Gather all lines with "Tailwind" from the records.

━━━━━ GIVEN INFORMATION

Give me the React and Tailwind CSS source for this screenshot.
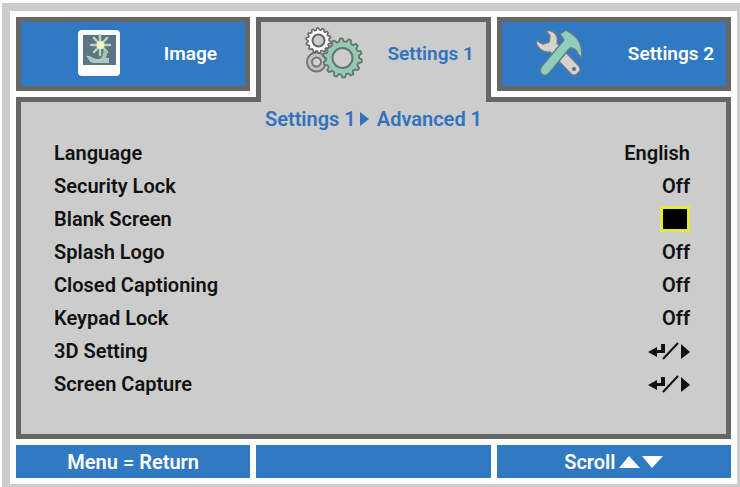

━━━━━━━━━━
━━━━━ GIVEN INFORMATION

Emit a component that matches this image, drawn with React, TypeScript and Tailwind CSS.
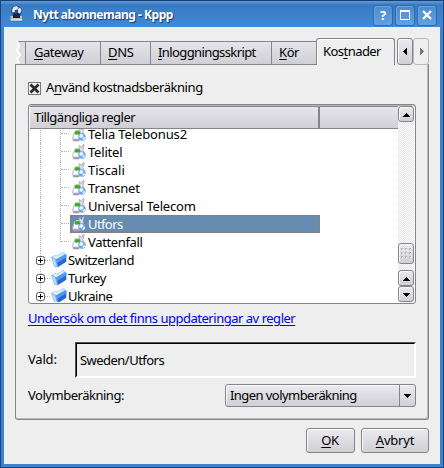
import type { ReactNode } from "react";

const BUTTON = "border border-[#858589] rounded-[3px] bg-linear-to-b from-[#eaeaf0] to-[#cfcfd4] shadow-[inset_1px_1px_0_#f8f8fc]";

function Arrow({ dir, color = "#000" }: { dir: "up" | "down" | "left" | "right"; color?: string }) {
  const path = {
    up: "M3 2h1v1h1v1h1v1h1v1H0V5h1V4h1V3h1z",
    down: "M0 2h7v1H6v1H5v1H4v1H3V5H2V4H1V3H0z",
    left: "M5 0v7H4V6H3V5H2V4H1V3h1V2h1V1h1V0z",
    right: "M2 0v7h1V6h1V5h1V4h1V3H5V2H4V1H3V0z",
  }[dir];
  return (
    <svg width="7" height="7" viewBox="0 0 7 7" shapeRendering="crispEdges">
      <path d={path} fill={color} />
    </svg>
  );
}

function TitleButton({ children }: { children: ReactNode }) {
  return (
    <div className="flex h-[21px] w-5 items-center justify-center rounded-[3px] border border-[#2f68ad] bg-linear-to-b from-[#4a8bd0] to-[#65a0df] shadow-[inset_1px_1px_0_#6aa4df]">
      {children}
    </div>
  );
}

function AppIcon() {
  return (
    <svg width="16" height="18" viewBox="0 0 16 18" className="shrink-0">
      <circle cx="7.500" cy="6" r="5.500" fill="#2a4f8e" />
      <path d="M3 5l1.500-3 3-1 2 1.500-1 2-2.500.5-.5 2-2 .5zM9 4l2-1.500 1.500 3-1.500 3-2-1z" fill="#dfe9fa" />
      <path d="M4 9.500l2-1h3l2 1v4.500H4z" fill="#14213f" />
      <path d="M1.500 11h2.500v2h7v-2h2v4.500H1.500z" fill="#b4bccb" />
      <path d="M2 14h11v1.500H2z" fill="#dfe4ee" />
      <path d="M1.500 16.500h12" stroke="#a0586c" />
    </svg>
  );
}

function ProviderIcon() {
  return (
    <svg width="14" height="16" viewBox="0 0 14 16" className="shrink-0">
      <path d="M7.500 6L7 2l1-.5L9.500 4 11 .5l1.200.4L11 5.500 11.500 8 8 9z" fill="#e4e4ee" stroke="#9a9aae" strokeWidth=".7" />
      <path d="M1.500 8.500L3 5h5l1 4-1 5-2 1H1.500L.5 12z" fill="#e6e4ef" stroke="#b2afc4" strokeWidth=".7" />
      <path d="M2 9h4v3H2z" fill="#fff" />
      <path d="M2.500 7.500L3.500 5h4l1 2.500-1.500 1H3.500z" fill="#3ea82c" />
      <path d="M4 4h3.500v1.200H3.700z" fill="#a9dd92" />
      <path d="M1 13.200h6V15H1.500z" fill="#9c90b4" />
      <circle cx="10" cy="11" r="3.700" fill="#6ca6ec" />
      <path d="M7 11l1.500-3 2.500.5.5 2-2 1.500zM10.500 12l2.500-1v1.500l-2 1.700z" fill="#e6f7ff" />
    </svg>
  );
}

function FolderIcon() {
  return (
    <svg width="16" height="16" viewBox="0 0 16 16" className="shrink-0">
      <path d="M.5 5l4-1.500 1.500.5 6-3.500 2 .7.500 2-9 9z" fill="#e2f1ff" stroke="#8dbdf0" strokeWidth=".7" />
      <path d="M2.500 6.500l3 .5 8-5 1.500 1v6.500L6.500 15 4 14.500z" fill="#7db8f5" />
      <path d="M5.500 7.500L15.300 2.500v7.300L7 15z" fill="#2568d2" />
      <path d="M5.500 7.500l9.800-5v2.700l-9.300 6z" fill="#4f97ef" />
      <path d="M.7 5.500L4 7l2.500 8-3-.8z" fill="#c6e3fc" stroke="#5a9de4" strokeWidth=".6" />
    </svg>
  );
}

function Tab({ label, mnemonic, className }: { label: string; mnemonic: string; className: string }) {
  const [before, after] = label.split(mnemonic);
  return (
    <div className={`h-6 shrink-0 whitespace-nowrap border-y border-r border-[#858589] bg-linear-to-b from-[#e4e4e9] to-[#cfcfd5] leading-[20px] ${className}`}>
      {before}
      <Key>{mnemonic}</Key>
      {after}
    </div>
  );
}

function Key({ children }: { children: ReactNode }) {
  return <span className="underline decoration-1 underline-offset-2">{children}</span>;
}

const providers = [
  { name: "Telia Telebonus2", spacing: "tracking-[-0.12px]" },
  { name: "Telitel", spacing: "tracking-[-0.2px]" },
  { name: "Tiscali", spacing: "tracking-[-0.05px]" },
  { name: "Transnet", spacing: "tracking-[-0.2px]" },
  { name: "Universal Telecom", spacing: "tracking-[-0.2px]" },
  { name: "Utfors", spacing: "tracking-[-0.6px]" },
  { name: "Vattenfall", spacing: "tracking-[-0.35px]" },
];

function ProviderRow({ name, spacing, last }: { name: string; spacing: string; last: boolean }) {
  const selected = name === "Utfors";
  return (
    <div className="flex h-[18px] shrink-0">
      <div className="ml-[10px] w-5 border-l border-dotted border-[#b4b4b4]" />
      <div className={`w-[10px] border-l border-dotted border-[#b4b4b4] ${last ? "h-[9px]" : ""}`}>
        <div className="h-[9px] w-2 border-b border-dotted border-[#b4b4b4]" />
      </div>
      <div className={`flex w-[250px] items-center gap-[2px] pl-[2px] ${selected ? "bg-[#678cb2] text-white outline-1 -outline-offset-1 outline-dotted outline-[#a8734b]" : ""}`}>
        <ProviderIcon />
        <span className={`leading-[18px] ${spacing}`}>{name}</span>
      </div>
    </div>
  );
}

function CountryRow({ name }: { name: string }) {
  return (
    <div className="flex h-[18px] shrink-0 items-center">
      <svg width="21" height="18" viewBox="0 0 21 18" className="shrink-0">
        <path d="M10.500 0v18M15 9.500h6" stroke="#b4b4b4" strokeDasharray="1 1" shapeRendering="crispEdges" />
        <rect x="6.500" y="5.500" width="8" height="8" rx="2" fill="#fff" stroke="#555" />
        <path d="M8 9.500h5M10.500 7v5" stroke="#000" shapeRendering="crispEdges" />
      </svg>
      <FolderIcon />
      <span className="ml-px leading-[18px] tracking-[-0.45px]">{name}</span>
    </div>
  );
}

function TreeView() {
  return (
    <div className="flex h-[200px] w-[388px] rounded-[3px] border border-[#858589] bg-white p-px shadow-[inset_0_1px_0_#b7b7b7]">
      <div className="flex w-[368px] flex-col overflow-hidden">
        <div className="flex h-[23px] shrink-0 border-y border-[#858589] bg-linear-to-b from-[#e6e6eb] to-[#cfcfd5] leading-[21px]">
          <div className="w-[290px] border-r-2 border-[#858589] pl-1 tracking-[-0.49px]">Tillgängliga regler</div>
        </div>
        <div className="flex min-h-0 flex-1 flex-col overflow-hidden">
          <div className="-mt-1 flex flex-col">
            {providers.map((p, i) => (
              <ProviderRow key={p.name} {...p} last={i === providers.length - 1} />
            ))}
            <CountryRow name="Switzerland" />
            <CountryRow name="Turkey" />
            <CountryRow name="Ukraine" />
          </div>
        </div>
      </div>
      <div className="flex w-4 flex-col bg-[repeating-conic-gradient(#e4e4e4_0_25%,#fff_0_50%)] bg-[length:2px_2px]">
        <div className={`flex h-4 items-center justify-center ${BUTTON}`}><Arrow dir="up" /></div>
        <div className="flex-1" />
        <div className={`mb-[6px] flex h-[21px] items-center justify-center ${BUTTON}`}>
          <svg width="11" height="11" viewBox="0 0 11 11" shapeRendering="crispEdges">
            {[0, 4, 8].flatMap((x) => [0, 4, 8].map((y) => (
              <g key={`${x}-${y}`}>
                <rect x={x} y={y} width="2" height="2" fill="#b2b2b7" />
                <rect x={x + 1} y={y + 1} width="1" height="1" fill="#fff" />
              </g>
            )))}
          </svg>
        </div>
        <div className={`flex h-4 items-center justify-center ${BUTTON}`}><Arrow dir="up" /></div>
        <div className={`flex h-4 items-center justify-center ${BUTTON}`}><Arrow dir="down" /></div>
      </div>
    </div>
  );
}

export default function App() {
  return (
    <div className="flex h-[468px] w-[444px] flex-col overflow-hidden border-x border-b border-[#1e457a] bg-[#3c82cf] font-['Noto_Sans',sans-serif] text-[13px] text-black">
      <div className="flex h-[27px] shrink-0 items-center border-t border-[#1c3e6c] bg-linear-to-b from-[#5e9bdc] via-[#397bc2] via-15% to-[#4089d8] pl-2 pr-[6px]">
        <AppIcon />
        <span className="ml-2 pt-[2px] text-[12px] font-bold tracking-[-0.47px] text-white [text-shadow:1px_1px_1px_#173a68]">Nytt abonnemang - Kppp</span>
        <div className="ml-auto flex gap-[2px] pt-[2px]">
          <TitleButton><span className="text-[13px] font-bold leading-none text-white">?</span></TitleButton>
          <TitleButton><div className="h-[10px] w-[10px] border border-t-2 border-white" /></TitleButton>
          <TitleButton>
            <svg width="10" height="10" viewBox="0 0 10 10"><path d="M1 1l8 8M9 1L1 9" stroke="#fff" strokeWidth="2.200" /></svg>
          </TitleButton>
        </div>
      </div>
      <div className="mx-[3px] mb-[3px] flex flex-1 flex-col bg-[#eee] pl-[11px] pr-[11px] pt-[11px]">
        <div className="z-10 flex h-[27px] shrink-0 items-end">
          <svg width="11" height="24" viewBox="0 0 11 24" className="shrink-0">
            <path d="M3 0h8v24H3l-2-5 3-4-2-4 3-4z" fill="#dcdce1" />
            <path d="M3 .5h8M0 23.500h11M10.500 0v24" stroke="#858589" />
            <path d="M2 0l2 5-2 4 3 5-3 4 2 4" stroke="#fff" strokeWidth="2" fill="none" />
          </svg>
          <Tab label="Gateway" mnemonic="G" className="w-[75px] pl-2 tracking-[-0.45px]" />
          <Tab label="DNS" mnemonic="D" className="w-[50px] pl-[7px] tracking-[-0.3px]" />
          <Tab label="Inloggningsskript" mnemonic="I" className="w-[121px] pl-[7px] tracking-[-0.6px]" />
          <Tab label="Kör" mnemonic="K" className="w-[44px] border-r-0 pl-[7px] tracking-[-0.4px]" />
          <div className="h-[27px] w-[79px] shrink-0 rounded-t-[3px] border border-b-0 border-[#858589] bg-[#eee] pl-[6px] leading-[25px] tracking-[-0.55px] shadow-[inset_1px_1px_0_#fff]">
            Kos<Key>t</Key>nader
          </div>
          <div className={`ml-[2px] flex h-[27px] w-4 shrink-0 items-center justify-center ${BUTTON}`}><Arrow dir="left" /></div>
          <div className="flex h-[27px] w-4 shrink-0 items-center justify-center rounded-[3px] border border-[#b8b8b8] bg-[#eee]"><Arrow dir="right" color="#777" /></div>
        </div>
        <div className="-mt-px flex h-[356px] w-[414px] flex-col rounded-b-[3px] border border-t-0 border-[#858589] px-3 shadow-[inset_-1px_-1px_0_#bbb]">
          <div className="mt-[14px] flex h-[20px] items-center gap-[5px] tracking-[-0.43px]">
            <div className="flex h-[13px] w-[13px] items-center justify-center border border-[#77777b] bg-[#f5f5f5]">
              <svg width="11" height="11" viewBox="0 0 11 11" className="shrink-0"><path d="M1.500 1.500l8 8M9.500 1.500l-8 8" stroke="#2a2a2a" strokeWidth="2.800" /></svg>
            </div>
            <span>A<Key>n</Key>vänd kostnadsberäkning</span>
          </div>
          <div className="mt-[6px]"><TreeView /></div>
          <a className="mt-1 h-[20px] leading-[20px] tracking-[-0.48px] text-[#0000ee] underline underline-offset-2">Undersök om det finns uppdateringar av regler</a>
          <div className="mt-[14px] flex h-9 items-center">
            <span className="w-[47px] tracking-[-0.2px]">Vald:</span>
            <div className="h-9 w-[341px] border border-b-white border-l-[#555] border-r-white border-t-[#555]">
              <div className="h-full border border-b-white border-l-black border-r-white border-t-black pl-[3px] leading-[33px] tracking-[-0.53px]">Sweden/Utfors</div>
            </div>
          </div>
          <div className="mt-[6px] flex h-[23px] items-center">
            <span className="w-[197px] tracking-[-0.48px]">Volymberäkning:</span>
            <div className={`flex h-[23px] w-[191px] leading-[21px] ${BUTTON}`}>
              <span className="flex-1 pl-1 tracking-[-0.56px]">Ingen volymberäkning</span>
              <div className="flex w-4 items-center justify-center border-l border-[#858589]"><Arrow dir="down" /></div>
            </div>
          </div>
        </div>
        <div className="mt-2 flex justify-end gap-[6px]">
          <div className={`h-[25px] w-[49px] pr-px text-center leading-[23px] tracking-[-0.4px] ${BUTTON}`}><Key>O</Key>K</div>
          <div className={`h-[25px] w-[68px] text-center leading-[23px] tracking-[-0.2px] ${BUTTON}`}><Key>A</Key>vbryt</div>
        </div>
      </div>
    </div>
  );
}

━━━━━━━━━━

> **CORRECT RESULT**:
Give me the React and Tailwind CSS source for this screenshot.
Emit a component that matches this image, drawn with React, TypeScript and Tailwind CSS.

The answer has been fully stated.